FOR a moment it looked as if Sunderland had already been condemned to relegation to the Championship. There were players wearing the Black Cats’ white away strip lying devastated on the pitch at the London Stadium and the final whistle had not even blown.

Winston Reid had drilled in a low winner deep into stoppage-time in the last attack of the game.

Sunderland had, as on six other occasions already this season, lost again. That’s two points from nine matches and even crisis club Aston Villa had mustered more than that by this stage last season.

In fact only two other teams in Premier League history have recorded just two points from nine matches and the last of those was Sheffield Wednesday in 1999, when they went down. Manchester City, in 1995-96, were the others and they suffered the same fate.

No wonder Sunderland’s players were dejected, having dug deep on their first ever visit to the former Olympic Stadium and then have their efforts wasted by a lapse in concentration with referee Bobby Madley on the verge of blowing the final whistle.
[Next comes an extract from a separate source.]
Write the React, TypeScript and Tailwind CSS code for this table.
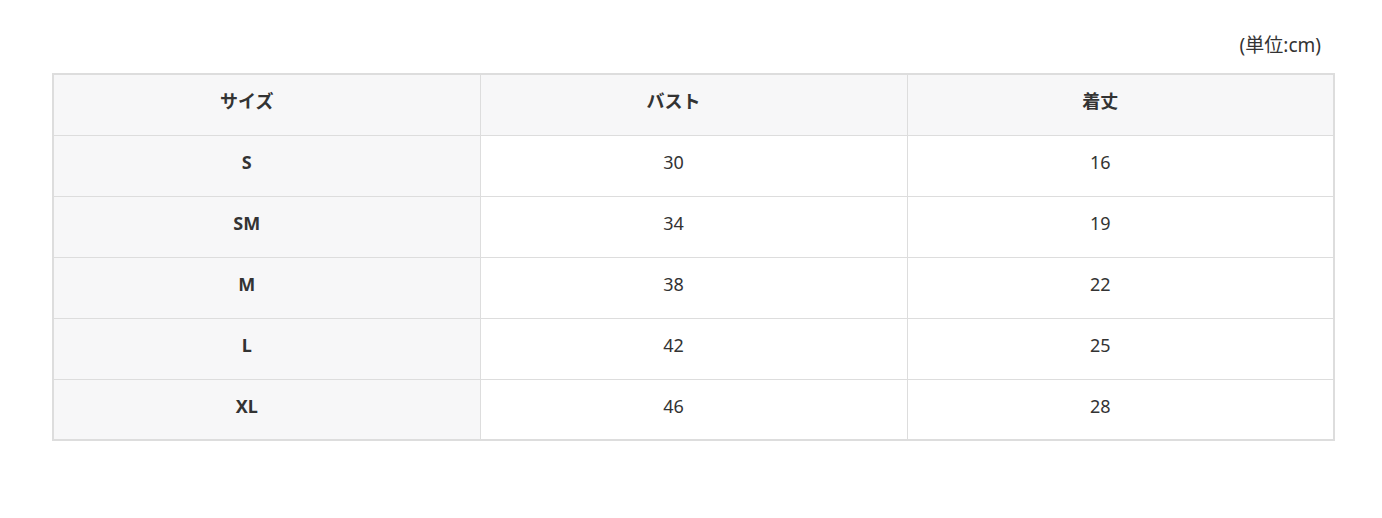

David Moyes, who has never wavered from his belief that turning Sunderland around will be a long-term project, looked as despondent as he has after a game, while still trying to come up with a positive or two.

“I think the players will know, they don’t always need the manager to tell them,” said Moyes. “I think they understand that lots of the things they did after the opening 30 minutes were good. We had one or two really good chances ourselves.

“Tactically, we struggled in the early part of the game with their formation and system.

“We found it difficult to cope with them, we couldn’t cover all the areas of the pitch we’d have liked. There were one or two things we tried to keep changing to try to get there, and we got there in the end.”

Sunderland have injury problems – big ones for a team already short of quality options to change a game.

When tiredness crept in against West Ham there was a lack of experience and quality to bring off the bench.

There is already an air of resignation among many fans that this season will be the year when they go down, having teetered on the brink for a number of years and dramatically come good in the end.

What hurt the players and supporters more against West Ham was that they had actually worked themselves into a position where they might have even claimed a victory rather than just a point, although a draw would still have been welcomed.

After a shaky start, when Dimitri Payet was denied by Jordan Pickford and hit the post, Sunderland found extra strength and resilience and made it harder for the home side to break them down.

With the exception of Simone Zaza’s overhead kick seconds before half-time that dropped wide, Sunderland actually created a few decent opportunities themselves and it looked as if they would record a first clean sheet of the season.

When Wahbi Khazri found himself clean through on goal, after a pass deflected favourably in his path, he ought to have put Sunderland ahead but instead he rushed his finish and goalkeeper Adrian made a comfortable stop.

Then, with seconds remaining, Reid struck. He had been found in acres of space on the edge of the box after a short corner and Sunderland were slow to close him down.

He picked out the corner of the net, even though Pickford claimed there were West Ham players offside and obstructing his view, but it could be argued the assistant referee was right to keep his flag down.

Moyes said: “I think it’s a hard one for the players because there were a lot of good things in the game, things we were doing a bit better, in quite a few departments.

“Then, in the end, if you don’t get the reward, it’s hard to take and it’s even more galling when you feel it’s down to an incorrect decision against you.

“When we gave the corner away we should have stayed on the ball.

“They take it short, and we allow them to work it to the edge of the box.

“But I’d probably rather them take a short corner than cross it into the box, so there you go.”

Had Khazri found the net, just moments after the restart, then Sunderland would have had a lead to hold on to, rather than find themselves chasing the game.

Now Sunderland, who have a midweek trip to Southampton in the EFL Cup, are having to look at the visit of Arsenal and the subsequent visit to Bournemouth as games they cannot afford to lose.

A failure to collect points in those would see the five-point gap increase and it is hard to imagine any side coming back from an 11-match start without a win – it’s hard enough to picture a way back from nine.